The site of Lady Well in Killyon is typical of the sites of holy wells in the Boyne valley. There is a tumulus nearby which shows that the place was of importance in pagan times. The site of Lady Well in Killyon had probably been an important chief’s residence at the time of St Patrick, and was donated to Liadhán, a young kinswoman of the chief, who founded a convent there and built a church. When the Normans came they built their own monastery on the Celtic site. (If it wasn’t derelict by that time, they would have simply driven the monks out). The Normans maintained a succession of dwellings, castles and other strong houses there during the Middle Ages.
In Cromwellian times power passed from the Ricards to new settlers who enclosed the demesne and built the manor house. A church of the new religion took the place of an ancient church beside the pagan tumulus, and the successors to the Norman monks crept back to a secluded spot where they hoped to escape the vigour of the Penal Laws. They ministered in secret until the Catholic Church was able to reorganise its parishes in the late eighteenth century. Then the Dominicans of Donore became the first pastors to minister in the thatched chapels of Longwood, Killyon and Ballivor.

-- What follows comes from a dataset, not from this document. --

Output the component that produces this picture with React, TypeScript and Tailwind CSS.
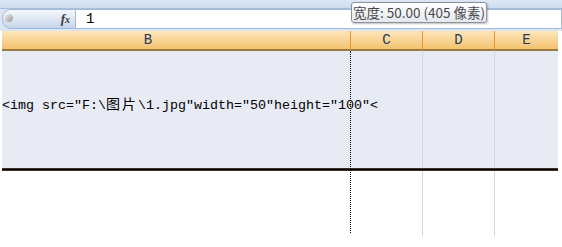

There are ruins of an old monastery and graveyard at Lady Well where the annual ceremonies take place on 15 August.
Lady Well at Slane is well recorded and is reputed to have changed location when attempts were made to seal it. Usually it is said that when the well was desecrated by someone washing dogs in it, or when it was closed up by a Protestant landowner to prevent pilgrimages, it would spring up in another location nearby.
The rational explanation may be that underground watercourses change for natural reasons, and that supernatural causes were resorted to account for what appeared incomprehensible.
Image: The womblike approach to the Lady Well with the Boyne river to the right.